_Exercise details_.
Return the lines that follow, exactly as they appear, from the first through the one containing "import React from"; no pictures are to be included.
** Begin Data excerpt **
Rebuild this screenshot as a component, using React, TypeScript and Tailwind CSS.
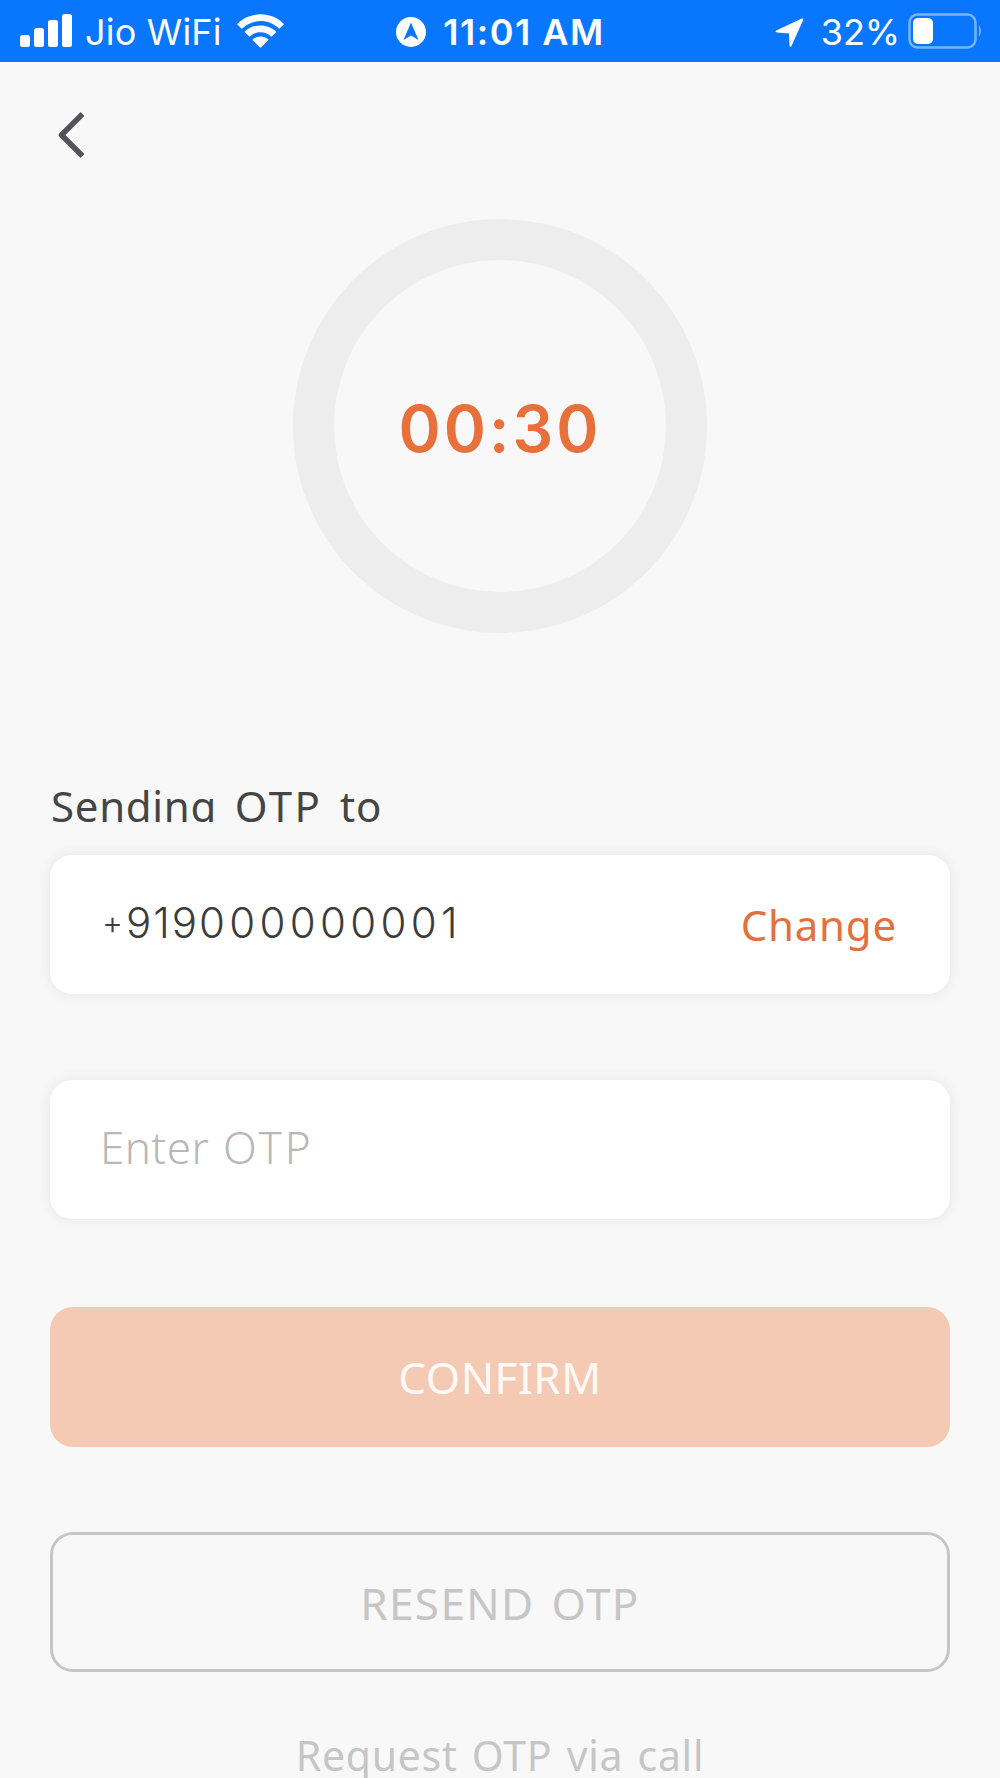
import React from "react";

function StatusBar() {
  return (
    <header className="flex h-[62px] shrink-0 bg-[#0877fd] font-['Inter',sans-serif] text-white">
      <div className="flex w-1/3 items-start pl-5 pt-[13px]">
        <svg width="53" height="35" viewBox="0 0 53 35" fill="currentColor" className="shrink-0">
          <rect x="0" y="22" width="10" height="12" rx="2.5" />
          <rect x="14" y="15" width="10" height="19" rx="2.5" />
          <rect x="28" y="7" width="10" height="27" rx="2.5" />
          <rect x="42" y="1" width="10" height="33" rx="2.5" />
        </svg>
        <span className="ml-3 w-[138px] whitespace-nowrap text-[36px] font-normal leading-[39px] tracking-[0.2px]">Jio WiFi</span>
        <svg width="47" height="36" viewBox="0 0 48 36" fill="currentColor" className="ml-[14px] shrink-0">
          <path d="M24 1C14.5 1 6.200 4.700 0.500 10.500Q0 11 0.500 11.600L4.300 15.300Q5 15.900 5.600 15.300C10.400 10.600 16.800 7.900 24 7.900S37.600 10.600 42.400 15.300Q43 15.900 43.700 15.300L47.500 11.600Q48 11 47.500 10.500C41.800 4.700 33.500 1 24 1Z" />
          <path d="M24 12.300C17.800 12.300 12.300 14.600 8.300 18.300Q7.700 18.900 8.300 19.500L12.300 23.400Q12.900 23.900 13.500 23.400C16.300 20.900 19.900 19.400 24 19.400S31.700 20.900 34.500 23.400Q35.100 23.900 35.700 23.400L39.700 19.500Q40.300 18.900 39.700 18.300C35.700 14.600 30.200 12.300 24 12.300Z" />
          <path d="M24 23.500C20.900 23.500 18.200 24.600 16.200 26.400Q15.600 27 16.200 27.600L23.300 34.600Q24 35.300 24.700 34.600L31.800 27.600Q32.400 27 31.800 26.400C29.800 24.600 27.100 23.500 24 23.500Z" />
        </svg>
      </div>
      <div className="flex w-1/3 items-start pl-[63px] pt-[13px]">
        <svg width="30" height="38" viewBox="0 0 30 38" className="shrink-0">
          <circle cx="15" cy="19" r="15" fill="white" />
          <path d="M15 9.500L22.500 27L15 22.500L7.500 27Z" fill="#0877fd" />
        </svg>
        <span className="ml-[17px] whitespace-nowrap text-[36px] font-semibold leading-[39px] tracking-[1.500px]">11:01 AM</span>
      </div>
      <div className="flex flex-1 items-start pl-[108px] pt-[13px]">
        <svg width="29" height="36" viewBox="0 0 29 36" fill="currentColor" className="shrink-0">
          <path d="M1.200 17.500L26.800 5.500Q28.800 5 28.200 7L16.500 33Q15 35 14.500 32.500L14 20.500L2 19.500Q-0.500 19 1.200 17.500Z" />
        </svg>
        <span className="ml-[17px] w-[78px] whitespace-nowrap text-[36px] font-normal leading-[39px]">32%</span>
        <svg width="76" height="37" viewBox="0 0 76 37" className="ml-[9px] shrink-0">
          <rect x="1.500" y="1.500" width="66" height="33" rx="8" fill="none" stroke="white" strokeOpacity=".45" strokeWidth="2.500" />
          <rect x="5" y="5" width="20" height="26" rx="5" fill="white" />
          <path d="M71 12Q75 18 71 24Z" fill="white" fillOpacity=".45" />
        </svg>
      </div>
    </header>
  );
}

export default function App() {
  return (
    <div className="flex h-[1778px] w-[1000px] flex-col overflow-hidden bg-[#f8f8f8] font-['Noto_Sans',sans-serif] text-[42px] leading-[60px]">
      <StatusBar />
      <main className="flex flex-col px-[50px]">
        <button aria-label="Back" className="mt-[48px] h-[50px] w-[50px] pl-[7px]">
          <svg width="30" height="50" viewBox="0 0 30 50" fill="none" stroke="#53525a" strokeWidth="5.5" strokeLinejoin="round">
            <path d="M25.500 4L4.500 25L25.500 46" />
          </svg>
        </button>
        <div className="mt-[59px] flex h-[414px] w-[414px] items-center justify-center self-center rounded-full border-[41px] border-[#ededed]">
          <span className="mt-[5px] whitespace-nowrap font-['Inter',sans-serif] text-[64px] font-semibold leading-[80px] tracking-[3px] text-[#e8703a]">00:30</span>
        </div>
        <div className="mt-[144px] h-[45px] overflow-hidden pl-px">
          <span className="-mt-px block whitespace-nowrap tracking-[0.700px] [word-spacing:6px] text-[#454545]">
            Sending <span className="tracking-[2.500px]">OTP</span> to
          </span>
        </div>
        <div className="mt-[33px] flex h-[139px] items-center justify-between rounded-[22px] bg-white pl-[52px] pr-[53px] shadow-[0_0_12px_3px_rgba(0,0,0,0.055)]">
          <div className="-mt-[3px] flex items-center font-['Inter',sans-serif] font-light text-[#3c3c3c]">
            <span className="w-[24px] text-[32px]">+</span>
            <span className="tracking-[2px]">919</span>
            <span className="tracking-[4.300px]">000000001</span>
          </div>
          <button className="tracking-[0.800px] text-[#e3703f]">Change</button>
        </div>
        <div className="mt-[86px] flex h-[139px] items-center rounded-[22px] bg-white pl-[50px] shadow-[0_0_12px_3px_rgba(0,0,0,0.055)]">
          <span className="-mt-[6px] text-[44px] font-light tracking-[0.400px] [word-spacing:2px] text-[#b8b8b8]">
            Enter <span className="tracking-[3px]">OTP</span>
          </span>
        </div>
        <button className="mt-[88px] h-[140px] rounded-[23px] bg-[#f4cab5] text-[44px] tracking-[0.500px] text-[#fffaf5]">CONFIRM</button>
        <button className="mt-[85px] h-[140px] rounded-[23px] border-[3px] border-[#c6c6c6] pt-[2px] text-[44px] tracking-[1.400px] [word-spacing:4px] text-[#c6c6c6]">RESEND OTP</button>
        <button className="mt-[53px] self-center whitespace-nowrap text-[41px] tracking-[0.700px] [word-spacing:3px] text-[#c6c6c6]">Request OTP via call</button>
      </main>
    </div>
  );
}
** End Data excerpt **
_Solved exercise_.
Rebuild this screenshot as a component, using React, TypeScript and Tailwind CSS.
import React from "react";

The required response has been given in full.